>>>

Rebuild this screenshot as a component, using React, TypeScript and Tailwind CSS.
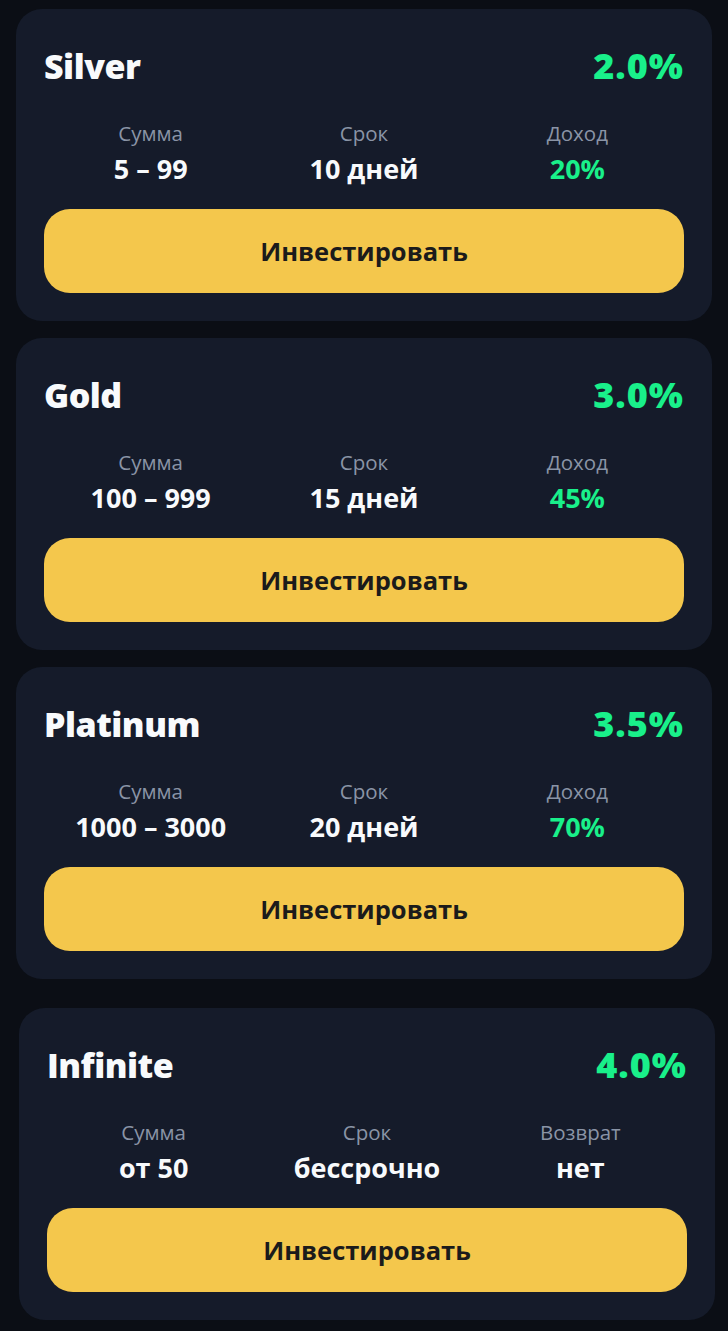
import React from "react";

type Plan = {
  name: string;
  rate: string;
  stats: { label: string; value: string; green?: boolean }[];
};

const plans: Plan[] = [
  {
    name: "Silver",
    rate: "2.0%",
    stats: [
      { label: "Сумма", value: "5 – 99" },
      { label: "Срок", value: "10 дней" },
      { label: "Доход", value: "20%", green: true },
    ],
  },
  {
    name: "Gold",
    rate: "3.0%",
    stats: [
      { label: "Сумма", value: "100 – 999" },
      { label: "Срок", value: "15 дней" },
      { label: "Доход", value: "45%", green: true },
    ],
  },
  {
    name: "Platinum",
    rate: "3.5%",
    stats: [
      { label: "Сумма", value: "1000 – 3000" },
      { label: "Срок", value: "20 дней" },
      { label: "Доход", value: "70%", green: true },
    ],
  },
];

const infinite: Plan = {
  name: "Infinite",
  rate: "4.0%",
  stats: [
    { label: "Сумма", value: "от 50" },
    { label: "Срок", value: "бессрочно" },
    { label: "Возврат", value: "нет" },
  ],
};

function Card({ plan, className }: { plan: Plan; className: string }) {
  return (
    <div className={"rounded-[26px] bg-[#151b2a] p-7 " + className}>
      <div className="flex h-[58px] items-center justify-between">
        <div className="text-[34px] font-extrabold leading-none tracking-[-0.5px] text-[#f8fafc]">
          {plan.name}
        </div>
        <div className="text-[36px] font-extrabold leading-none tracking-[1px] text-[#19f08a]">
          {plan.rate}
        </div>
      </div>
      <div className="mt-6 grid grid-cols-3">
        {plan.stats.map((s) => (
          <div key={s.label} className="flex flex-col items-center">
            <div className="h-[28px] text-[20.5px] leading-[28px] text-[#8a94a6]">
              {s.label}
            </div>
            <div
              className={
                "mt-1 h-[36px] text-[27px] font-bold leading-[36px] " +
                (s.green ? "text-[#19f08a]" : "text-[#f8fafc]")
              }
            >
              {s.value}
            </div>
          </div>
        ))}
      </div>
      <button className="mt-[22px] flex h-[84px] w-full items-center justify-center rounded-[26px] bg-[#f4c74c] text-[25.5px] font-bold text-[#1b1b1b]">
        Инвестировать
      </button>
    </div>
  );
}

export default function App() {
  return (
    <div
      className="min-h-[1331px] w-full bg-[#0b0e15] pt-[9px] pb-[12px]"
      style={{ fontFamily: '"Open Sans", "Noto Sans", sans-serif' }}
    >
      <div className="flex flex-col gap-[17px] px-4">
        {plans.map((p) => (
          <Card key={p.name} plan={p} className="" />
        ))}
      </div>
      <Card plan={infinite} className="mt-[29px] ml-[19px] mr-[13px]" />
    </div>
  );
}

<<<

Repeat the data above exactly, but not the pictures.

### Result of the task
Rebuild this screenshot as a component, using React, TypeScript and Tailwind CSS.
import React from "react";

type Plan = {
  name: string;
  rate: string;
  stats: { label: string; value: string; green?: boolean }[];
};

const plans: Plan[] = [
  {
    name: "Silver",
    rate: "2.0%",
    stats: [
      { label: "Сумма", value: "5 – 99" },
      { label: "Срок", value: "10 дней" },
      { label: "Доход", value: "20%", green: true },
    ],
  },
  {
    name: "Gold",
    rate: "3.0%",
    stats: [
      { label: "Сумма", value: "100 – 999" },
      { label: "Срок", value: "15 дней" },
      { label: "Доход", value: "45%", green: true },
    ],
  },
  {
    name: "Platinum",
    rate: "3.5%",
    stats: [
      { label: "Сумма", value: "1000 – 3000" },
      { label: "Срок", value: "20 дней" },
      { label: "Доход", value: "70%", green: true },
    ],
  },
];

const infinite: Plan = {
  name: "Infinite",
  rate: "4.0%",
  stats: [
    { label: "Сумма", value: "от 50" },
    { label: "Срок", value: "бессрочно" },
    { label: "Возврат", value: "нет" },
  ],
};

function Card({ plan, className }: { plan: Plan; className: string }) {
  return (
    <div className={"rounded-[26px] bg-[#151b2a] p-7 " + className}>
      <div className="flex h-[58px] items-center justify-between">
        <div className="text-[34px] font-extrabold leading-none tracking-[-0.5px] text-[#f8fafc]">
          {plan.name}
        </div>
        <div className="text-[36px] font-extrabold leading-none tracking-[1px] text-[#19f08a]">
          {plan.rate}
        </div>
      </div>
      <div className="mt-6 grid grid-cols-3">
        {plan.stats.map((s) => (
          <div key={s.label} className="flex flex-col items-center">
            <div className="h-[28px] text-[20.5px] leading-[28px] text-[#8a94a6]">
              {s.label}
            </div>
            <div
              className={
                "mt-1 h-[36px] text-[27px] font-bold leading-[36px] " +
                (s.green ? "text-[#19f08a]" : "text-[#f8fafc]")
              }
            >
              {s.value}
            </div>
          </div>
        ))}
      </div>
      <button className="mt-[22px] flex h-[84px] w-full items-center justify-center rounded-[26px] bg-[#f4c74c] text-[25.5px] font-bold text-[#1b1b1b]">
        Инвестировать
      </button>
    </div>
  );
}

export default function App() {
  return (
    <div
      className="min-h-[1331px] w-full bg-[#0b0e15] pt-[9px] pb-[12px]"
      style={{ fontFamily: '"Open Sans", "Noto Sans", sans-serif' }}
    >
      <div className="flex flex-col gap-[17px] px-4">
        {plans.map((p) => (
          <Card key={p.name} plan={p} className="" />
        ))}
      </div>
      <Card plan={infinite} className="mt-[29px] ml-[19px] mr-[13px]" />
    </div>
  );
}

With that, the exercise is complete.